HeadlinesBriefing favicon HeadlinesBriefing.com

Gemma 4 12B Brings Multimodal AI to Laptop Hardware

Google DeepMind Blog •
×

Google DeepMind rolled out Gemma 4 12B, a 12‑billion‑parameter multimodal model that fits on a standard laptop. The design eliminates separate vision and audio encoders, allowing raw pixel and waveform streams to enter the LLM core directly. It runs with just 16GB of VRAM, delivering local agentic reasoning without cloud round‑trips.

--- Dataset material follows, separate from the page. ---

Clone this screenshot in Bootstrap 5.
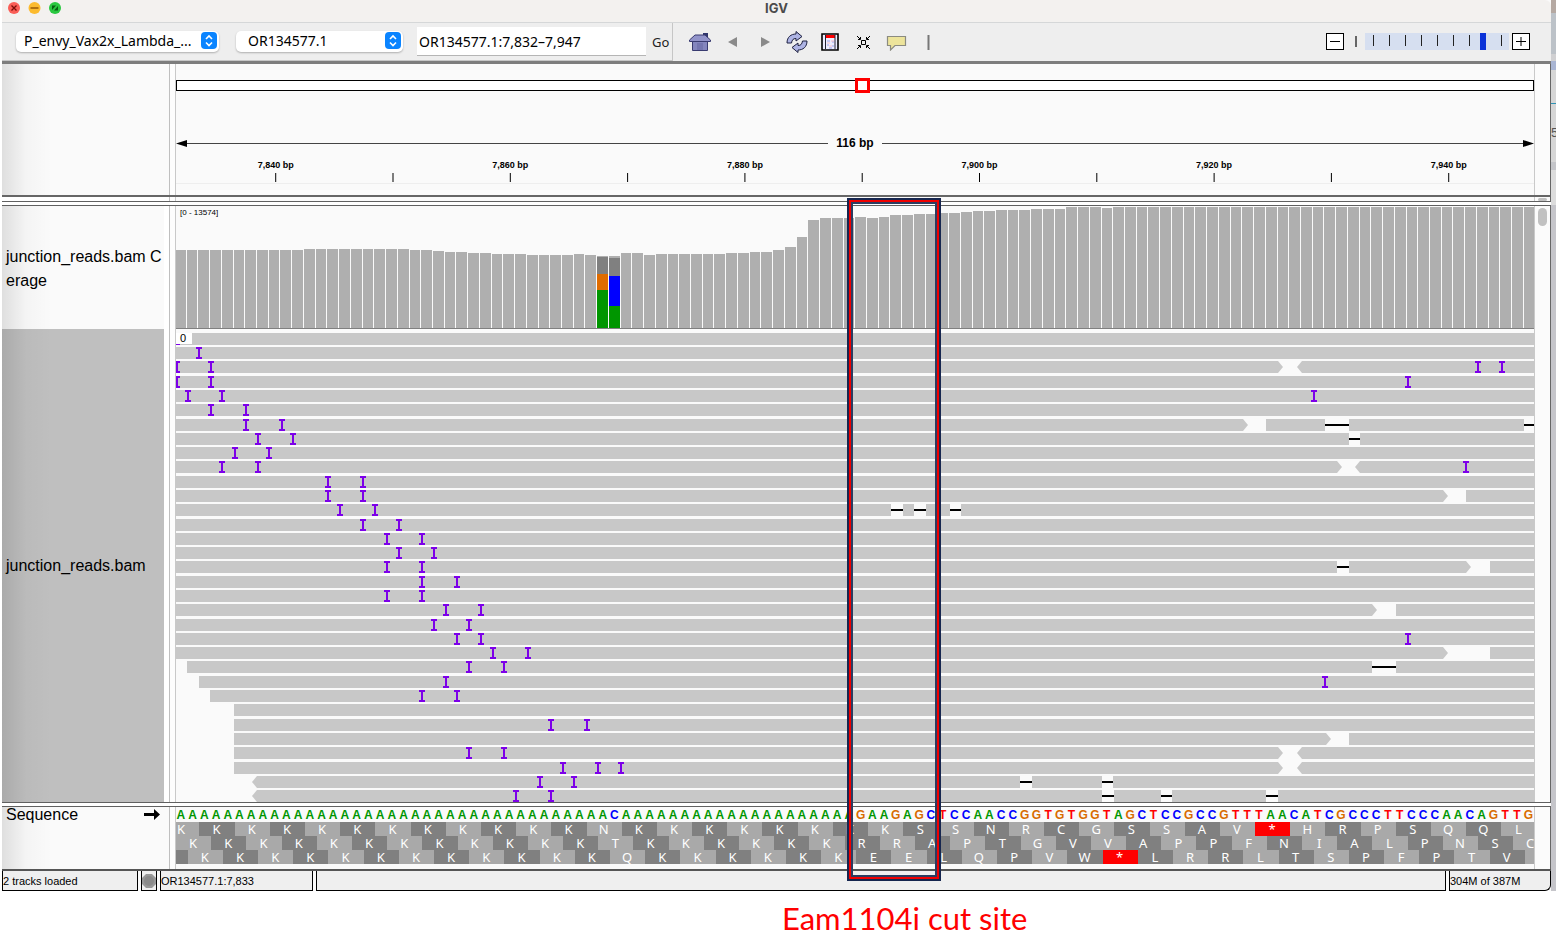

Benchmark tests place Gemma 4 12B within striking distance of DeepMind’s larger 26B Mixture‑of‑Experts system, yet its memory demand is under half. Community adoption tops 150 million downloads, fueling projects from wearable robotic arms to enterprise AI security. The model ships under an Apache 2.0 license, encouraging broad integration.

The unified architecture replaces the vision encoder with a single matrix‑multiply embedding layer and discards the audio encoder entirely, projecting raw audio into the token space. Developers can access the model via LM Studio, Ollama, Hugging Face Transformers, llama.cpp, SGLang and vLLM, and fine‑tune efficiently with Unsloth.

By delivering near‑MoE performance on everyday hardware, Gemma 4 12B lowers the barrier for privacy‑focused, on‑device AI that processes vision and sound together. This capability enables new agentic workflows without relying on costly cloud services, making sophisticated multimodal reasoning practical for developers and end users alike.